*What to do*:
Identify the lines that contain the word "with", then copy them.
▽
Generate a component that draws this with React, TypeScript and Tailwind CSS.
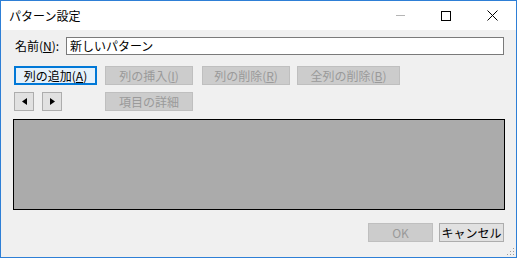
import React from "react";

const jp = { fontFamily: '"Noto Sans CJK JP", "Noto Sans", sans-serif' };

function Btn({
  children,
  w,
  disabled,
  focused,
  className = "",
}: {
  children: React.ReactNode;
  w: string;
  disabled?: boolean;
  focused?: boolean;
  className?: string;
}) {
  const base = "flex h-[19px] items-center justify-center border text-[12px] leading-none";
  const tone = disabled
    ? "border-[#bfbfbf] bg-[#cccccc] text-[#9a9a9a]"
    : focused
      ? "border-[#0078d7] bg-[#e5f1fb] text-black shadow-[inset_0_0_0_1px_#0078d7]"
      : "border-[#adadad] bg-[#e1e1e1] text-black";
  return <div className={`${base} ${tone} ${w} ${className}`}>{children}</div>;
}

export default function App() {
  return (
    <div
      className="flex h-[258px] w-[517px] flex-col border border-[#2e7fd6] bg-[#f0f0f0]"
      style={jp}
    >
      {/* title bar */}
      <div className="flex h-[29px] items-center bg-white">
        <span className="ml-[8px] text-[12px] text-black">パターン設定</span>
        <div className="ml-auto flex items-center">
          <span className="mr-[36px] h-px w-[9px] bg-[#b5b5b5]" />
          <span className="mr-[36px] h-[10px] w-[10px] border border-black" />
          <svg width="11" height="11" viewBox="0 0 11 11" className="mr-[18px]">
            <path d="M0.5 0.5 L10.5 10.5 M10.5 0.5 L0.5 10.5" stroke="#000" strokeWidth="1" />
          </svg>
        </div>
      </div>

      {/* body */}
      <div className="relative flex flex-1 flex-col px-[12px] pt-[7px]">
        <div className="flex h-[18px] items-center">
          <span className="ml-[2px] w-[51px] text-[12px] leading-none text-black">
            名前(<span className="underline">N</span>):
          </span>
          <div className="flex h-[18px] w-[439px] items-center border border-[#7a7a7a] bg-white pl-[3px] text-[12px] leading-none text-black">
            新しいパターン
          </div>
        </div>

        <div className="mt-[11px] flex">
          <Btn w="w-[83px]" focused className="ml-px">
            列の追加(<span className="underline">A</span>)
          </Btn>
          <Btn w="w-[88px]" disabled className="ml-[8px]">
            列の挿入(<span className="underline">I</span>)
          </Btn>
          <Btn w="w-[88px]" disabled className="ml-[9px]">
            列の削除(<span className="underline">R</span>)
          </Btn>
          <Btn w="w-[103px]" disabled className="ml-[7px]">
            全列の削除(<span className="underline">B</span>)
          </Btn>
        </div>

        <div className="mt-[7px] flex">
          <Btn w="w-[20px]" className="ml-px">
            <svg width="5" height="7" viewBox="0 0 5 7">
              <path d="M5 0 L0 3.5 L5 7 Z" fill="#000" />
            </svg>
          </Btn>
          <Btn w="w-[20px]" className="ml-[8px]">
            <svg width="5" height="7" viewBox="0 0 5 7">
              <path d="M0 0 L5 3.5 L0 7 Z" fill="#000" />
            </svg>
          </Btn>
          <Btn w="w-[88px]" disabled className="ml-[43px]">
            項目の詳細
          </Btn>
        </div>

        <div className="mt-[8px] h-[91px] w-[492px] border border-black bg-[#ababab]" />

        <div className="mt-[13px] flex w-[491px] justify-end">
          <Btn w="w-[65px]" disabled>
            OK
          </Btn>
          <Btn w="w-[65px]" className="ml-[6px]">
            キャンセル
          </Btn>
        </div>

        {/* size grip */}
        <svg width="10" height="10" viewBox="0 0 10 10" className="absolute bottom-[1px] right-[1px]">
          {[
            [8, 2],
            [8, 5],
            [5, 5],
            [8, 8],
            [5, 8],
            [2, 8],
          ].map(([x, y]) => (
            <rect key={`${x}-${y}`} x={x} y={y} width="1" height="1" fill="#9c9c9c" />
          ))}
        </svg>
      </div>
    </div>
  );
}
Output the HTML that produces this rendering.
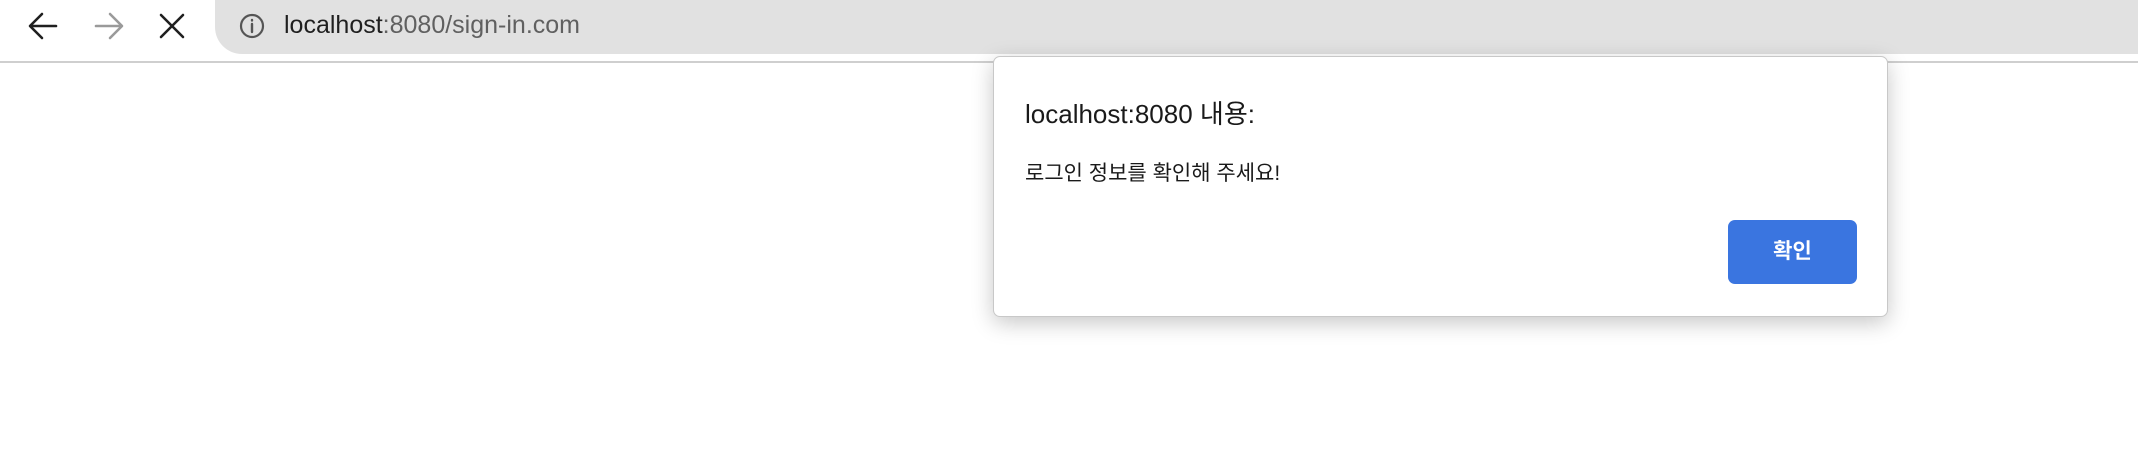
<!DOCTYPE html>
<html><head><meta charset="utf-8"><style>
body{margin:0;width:2138px;height:476px;background:#fff;position:relative;overflow:hidden;font-family:"Liberation Sans","Noto Sans CJK KR",sans-serif}
.top{position:absolute;left:0;top:0;width:2138px;height:61px;background:#fff;border-bottom:2px solid #cfcfcf}
.bar{position:absolute;left:215px;top:0;right:0;height:54px;background:#e1e1e1;border-radius:0 0 0 27px}
.url{position:absolute;left:284px;top:11px;font-size:25px;color:#1f1f1f}
.url span{color:#606060}
.dlg{position:absolute;left:993px;top:56px;width:893px;height:259px;background:#fff;border:1px solid #c8c8c8;border-radius:7px;box-shadow:0 6px 22px rgba(0,0,0,.22)}
.t{position:absolute;left:31px;top:37px;font-size:26px;color:#1a1a1a}
.m{position:absolute;left:31px;top:100px;font-size:21px;color:#1a1a1a}
.b{position:absolute;left:734px;top:163px;width:129px;height:64px;background:#3a75e0;border-radius:7px;color:#fff;font-size:21px;font-weight:bold;text-align:center;line-height:64px}
</style></head><body>
<div class="top">
<div class="bar"></div>
<svg width="400" height="56" style="position:absolute;left:0;top:0">
<g fill="none" stroke-width="2.6" stroke-linecap="round" stroke-linejoin="round">
<path d="M56 26H31M42 14L30 26L42 38" stroke="#1f1f1f"/>
<path d="M96 26H121M110 14L122 26L110 38" stroke="#9a9a9a"/>
<path d="M161 15L183 37M183 15L161 37" stroke="#1f1f1f"/>
<circle cx="252" cy="26" r="11" stroke="#555" stroke-width="2.2"/>
<path d="M252 24V32M252 20V20.5" stroke="#555" stroke-width="2.4"/>
</g></svg>
<div class="url">localhost<span>:8080/sign-in.com</span></div>
</div>
<div class="dlg">
<div class="t">localhost:8080 내용:</div>
<div class="m">로그인 정보를 확인해 주세요!</div>
<div class="b">확인</div>
</div>
</body></html>
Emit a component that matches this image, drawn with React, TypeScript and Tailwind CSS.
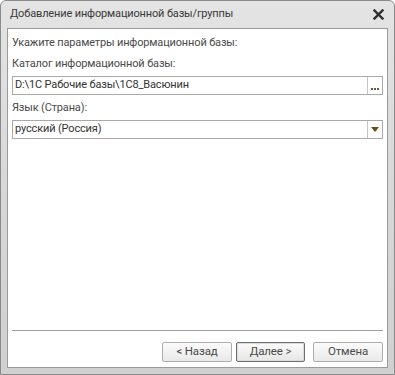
import React from "react";

function DialogButton({ label, primary }: { label: string; primary?: boolean }) {
  return (
    <button
      className={
        primary
          ? "flex h-[20px] w-[69px] items-center justify-center rounded-[2px] border border-[#6f6f6f] bg-gradient-to-b from-[#fbfbfb] to-[#e6e6e6] text-[11.5px] text-[#4a4a4a] shadow-[inset_0_0_0_1px_#dadada]"
          : "flex h-[20px] w-[70px] items-center justify-center rounded-[2px] border border-[#adadad] bg-gradient-to-b from-[#fbfbfb] to-[#e9e9e9] text-[11.5px] text-[#4a4a4a]"
      }
    >
      {label}
    </button>
  );
}

export default function App() {
  return (
    <div
      className="h-[375px] w-[395px] bg-white"
      style={{ fontFamily: 'Roboto, "Liberation Sans", sans-serif' }}
    >
      <div className="flex h-full flex-col rounded-t-[6px] border border-[#8a8a8a] bg-gradient-to-b from-[#e4e4e4] via-[#d8d8d8] to-[#d0d0d0]">
        <div className="flex h-[27px] shrink-0 items-center justify-between pl-[9px] pr-[10px]">
          <span className="text-[11px] tracking-[-0.15px] text-[#3a3a3a]">Добавление информационной базы/группы</span>
          <svg width="11" height="11" viewBox="0 0 11 11">
            <path d="M1.5 1.5 L9.5 9.5 M9.5 1.5 L1.5 9.5" stroke="#2e2e2e" strokeWidth="2.4" strokeLinecap="square" />
          </svg>
        </div>

        <div className="mx-[6px] mb-[6px] flex flex-1 flex-col border border-[#9a9a9a] bg-white px-[4px] pb-[5px] text-[11px] tracking-[-0.15px] text-[#4a4a4a]">
          <div className="mt-[6px] leading-[16px]">Укажите параметры информационной базы:</div>
          <div className="mt-[5px] leading-[16px]">Каталог информационной базы:</div>
          <div className="mt-[4px] flex h-[19px] border border-[#a9a9a9]">
            <div className="flex flex-1 items-center pl-[2px] text-[#333]">D:\1C Рабочие базы\1C8_Васюнин</div>
            <div className="flex w-[15px] items-end justify-center border-l border-[#c4c4c4] pb-[4px]">
              <div className="flex gap-[1px]">
                <span className="h-[2px] w-[2px] bg-[#6b5a3a]" />
                <span className="h-[2px] w-[2px] bg-[#6b5a3a]" />
                <span className="h-[2px] w-[2px] bg-[#6b5a3a]" />
              </div>
            </div>
          </div>
          <div className="mt-[5px] leading-[16px]">Язык (Страна):</div>
          <div className="mt-[4px] flex h-[19px] border border-[#a9a9a9]">
            <div className="flex flex-1 items-center pl-[2px] text-[#333]">русский (Россия)</div>
            <div className="flex w-[15px] items-center justify-center border-l border-[#c4c4c4]">
              <svg width="8" height="5" viewBox="0 0 8 5">
                <path d="M0 0 H8 L4 5 Z" fill="#6e4f12" />
              </svg>
            </div>
          </div>

          <div className="flex-1" />

          <div className="border-t border-[#a0a0a0]" />
          <div className="mt-[11px] flex justify-end">
            <DialogButton label="< Назад" />
            <div className="ml-[4px]">
              <DialogButton label="Далее >" primary />
            </div>
            <div className="ml-[8px]">
              <DialogButton label="Отмена" />
            </div>
          </div>
        </div>
      </div>
    </div>
  );
}
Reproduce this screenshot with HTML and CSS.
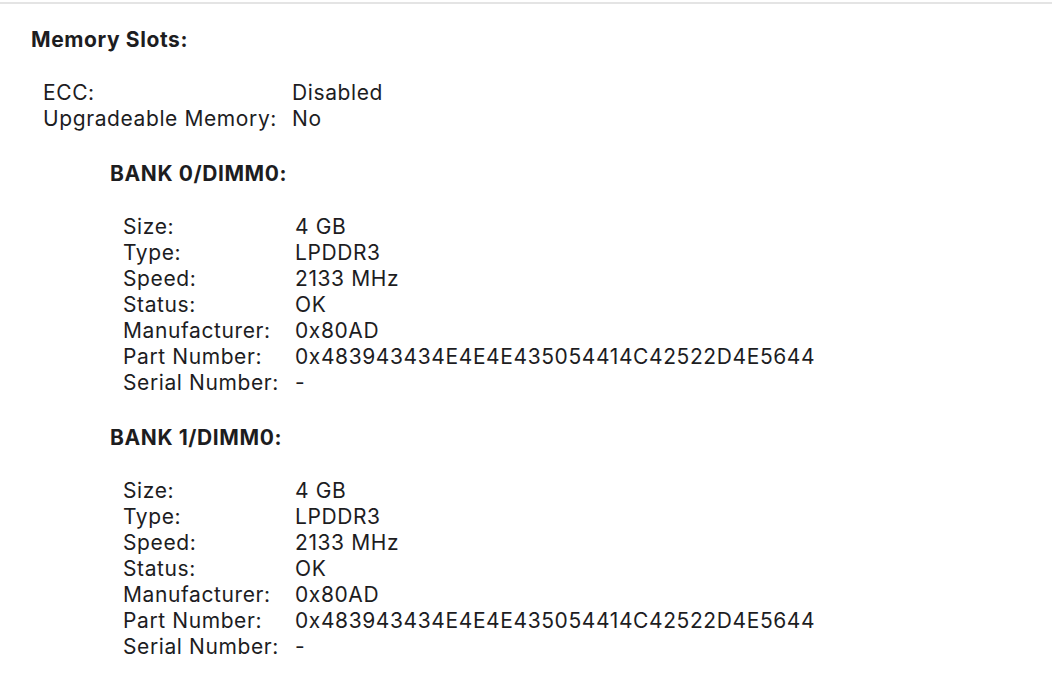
FILE: index.html
```html
<!DOCTYPE html>
<html lang="en">
<head>
  <meta charset="UTF-8">
  <title>Memory</title>
  <link rel="stylesheet" href="styles.css">
</head>
<body>

<div class="report">
  <h2 class="section-title">Memory Slots:</h2>

  <div class="props top-props">
    <span class="key">ECC:</span><span class="val">Disabled</span>
    <span class="key">Upgradeable Memory:</span><span class="val">No</span>
  </div>

  <!-- one block per memory bank -->
  <div class="bank">
    <h3 class="bank-title">BANK 0/DIMM0:</h3>
    <div class="props bank-props">
      <span class="key">Size:</span><span class="val">4 GB</span>
      <span class="key">Type:</span><span class="val">LPDDR3</span>
      <span class="key">Speed:</span><span class="val">2133 MHz</span>
      <span class="key">Status:</span><span class="val">OK</span>
      <span class="key">Manufacturer:</span><span class="val">0x80AD</span>
      <span class="key">Part Number:</span><span class="val">0x483943434E4E4E435054414C42522D4E5644</span>
      <span class="key">Serial Number:</span><span class="val">-</span>
    </div>
  </div>

  <div class="bank">
    <h3 class="bank-title">BANK 1/DIMM0:</h3>
    <div class="props bank-props">
      <span class="key">Size:</span><span class="val">4 GB</span>
      <span class="key">Type:</span><span class="val">LPDDR3</span>
      <span class="key">Speed:</span><span class="val">2133 MHz</span>
      <span class="key">Status:</span><span class="val">OK</span>
      <span class="key">Manufacturer:</span><span class="val">0x80AD</span>
      <span class="key">Part Number:</span><span class="val">0x483943434E4E4E435054414C42522D4E5644</span>
      <span class="key">Serial Number:</span><span class="val">-</span>
    </div>
  </div>
</div>

</body>
</html>
```

FILE: styles.css
```css
body {
  margin: 0;
  background: #fff;
  color: #1d1d1f;
  font-family: Inter, 'Noto Sans', sans-serif;
  font-size: 21px;
  line-height: 26px;
  letter-spacing: 0.6px;
  height: 100vh;
  overflow: hidden;
}

.report {
  margin-top: 2px;
  border-top: 2px solid #e4e4e4;
  padding: 23px 0 0 31px;
}

.section-title {
  margin: 0;
  font-size: 21px;
  font-weight: 700;
  line-height: 26px;
}

.props {
  display: grid;
  grid-auto-rows: 26px;
}

.top-props {
  grid-template-columns: 249px auto;
  margin: 27px 0 0 12px;
}

.bank {
  margin-left: 79px;
}

.bank-title {
  margin: 29px 0 0 0;
  font-size: 21px;
  font-weight: 700;
  line-height: 26px;
}

.bank-props {
  grid-template-columns: 172px auto;
  margin: 27px 0 0 13px;
}
```
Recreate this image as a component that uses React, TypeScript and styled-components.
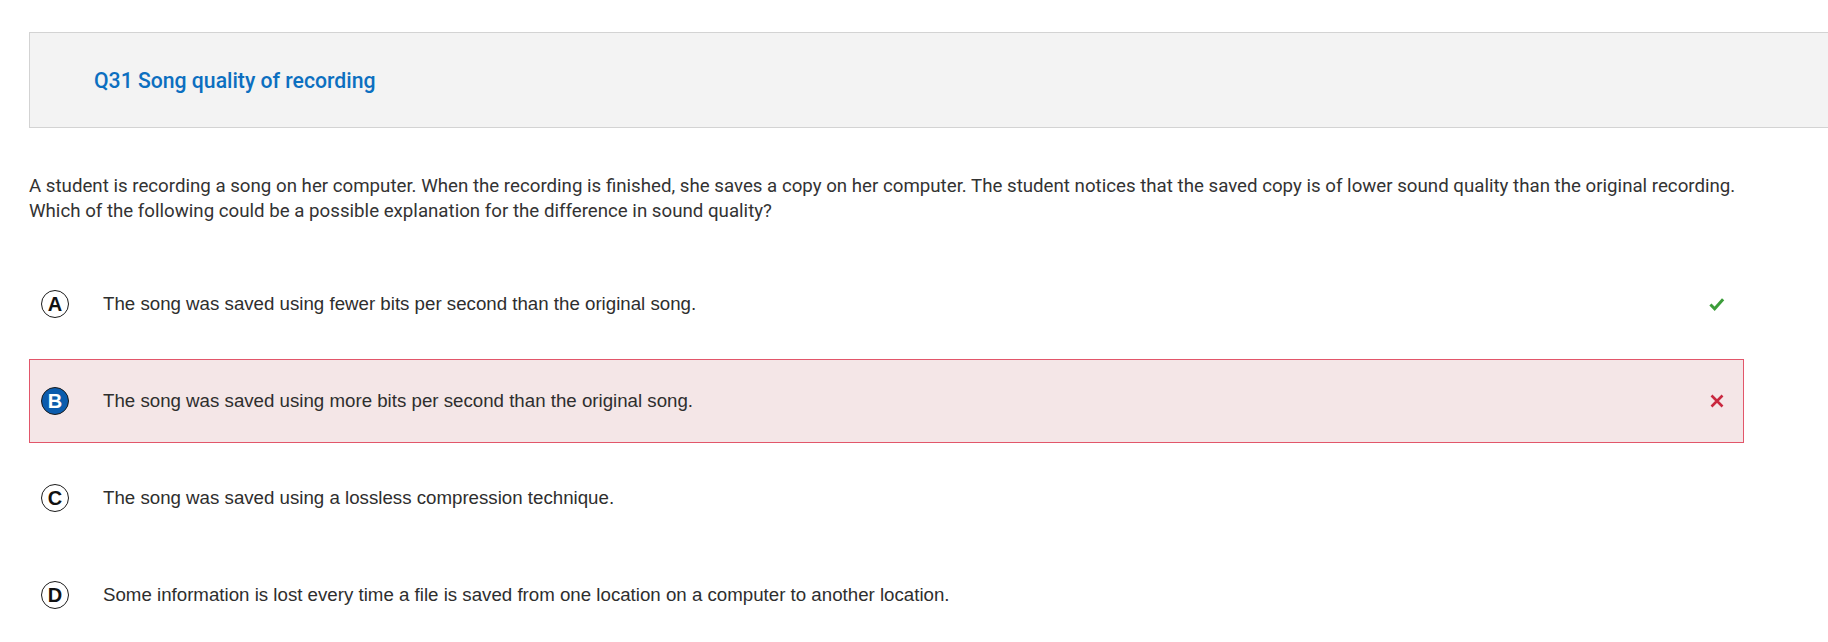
import React from 'react';
import styled, { createGlobalStyle } from 'styled-components';

const GlobalStyle = createGlobalStyle`
  html, body {
    margin: 0;
    padding: 0;
    background: #ffffff;
    overflow: hidden;
  }
`;

const Page = styled.div`
  padding: 32px 0 0 29px;
  width: 1828px;
  box-sizing: border-box;
`;

const Header = styled.div`
  display: flex;
  align-items: center;
  height: 96px;
  width: 1820px;
  box-sizing: border-box;
  background: #f3f3f3;
  border: 1px solid #d3d3d3;
  padding-left: 64px;
`;

const Title = styled.h2`
  margin: 0;
  font-family: Roboto, 'Noto Sans', sans-serif;
  font-weight: 500;
  font-size: 21.2px;
  color: #0c6fc0;
`;

const Stem = styled.p`
  margin: 46px 0 0;
  width: 1715px;
  font-family: Roboto, 'Noto Sans', sans-serif;
  font-size: 18.7px;
  line-height: 25px;
  color: #333333;
`;

const Choices = styled.ul`
  list-style: none;
  margin: 38px 0 0;
  padding: 0;
  width: 1715px;
`;

const Choice = styled.li<{ $wrong?: boolean }>`
  display: flex;
  align-items: center;
  height: 84px;
  box-sizing: border-box;
  margin-bottom: 13px;
  padding: 0 18px 0 11px;
  border: 1px solid ${(p) => (p.$wrong ? '#e2566a' : 'transparent')};
  background: ${(p) => (p.$wrong ? '#f4e6e7' : 'transparent')};
`;

const Letter = styled.span<{ $selected?: boolean }>`
  display: flex;
  align-items: center;
  justify-content: center;
  flex: none;
  width: 28px;
  height: 28px;
  box-sizing: border-box;
  border-radius: 50%;
  border: 1.5px solid #1a1a1a;
  background: ${(p) => (p.$selected ? '#0b5cad' : '#ffffff')};
  color: ${(p) => (p.$selected ? '#ffffff' : '#111111')};
  font-family: 'Liberation Sans', Arial, sans-serif;
  font-weight: 700;
  font-size: 20px;
`;

const ChoiceText = styled.span`
  flex: 1;
  margin-left: 34px;
  font-family: 'Liberation Sans', Arial, sans-serif;
  font-size: 18.7px;
  color: #2e2e2e;
`;

const Mark = styled.span`
  display: flex;
  width: 16px;
  justify-content: center;
`;

const Check = () => (
  <svg width="17" height="14" viewBox="0 0 17 14">
    <path d="M1.5 7.5 L6 12 L15 2" fill="none" stroke="#3c9d3a" strokeWidth="3.2" />
  </svg>
);

const Cross = () => (
  <svg width="14" height="14" viewBox="0 0 14 14">
    <path d="M1.5 1.5 L12.5 12.5 M12.5 1.5 L1.5 12.5" fill="none" stroke="#c9283f" strokeWidth="2.6" />
  </svg>
);

const options = [
  { key: 'A', text: 'The song was saved using fewer bits per second than the original song.', mark: 'correct' },
  { key: 'B', text: 'The song was saved using more bits per second than the original song.', mark: 'wrong' },
  { key: 'C', text: 'The song was saved using a lossless compression technique.' },
  { key: 'D', text: 'Some information is lost every time a file is saved from one location on a computer to another location.' },
];

export default function App() {
  return (
    <>
      <GlobalStyle />
      <Page>
        <Header>
          <Title>Q31 Song quality of recording</Title>
        </Header>
        <Stem>
          A student is recording a song on her computer. When the recording is finished, she saves a copy on her
          computer. The student notices that the saved copy is of lower sound quality than the original recording.
          Which of the following could be a possible explanation for the difference in sound quality?
        </Stem>
        <Choices>
          {options.map((o) => (
            <Choice key={o.key} $wrong={o.mark === 'wrong'}>
              <Letter $selected={o.mark === 'wrong'}>{o.key}</Letter>
              <ChoiceText>{o.text}</ChoiceText>
              <Mark>
                {o.mark === 'correct' && <Check />}
                {o.mark === 'wrong' && <Cross />}
              </Mark>
            </Choice>
          ))}
        </Choices>
      </Page>
    </>
  );
}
△
*Finished exercise*:
Generate a component that draws this with React, TypeScript and Tailwind CSS.
Emit a component that matches this image, drawn with React, TypeScript and Tailwind CSS.
Reproduce this screenshot with HTML and CSS.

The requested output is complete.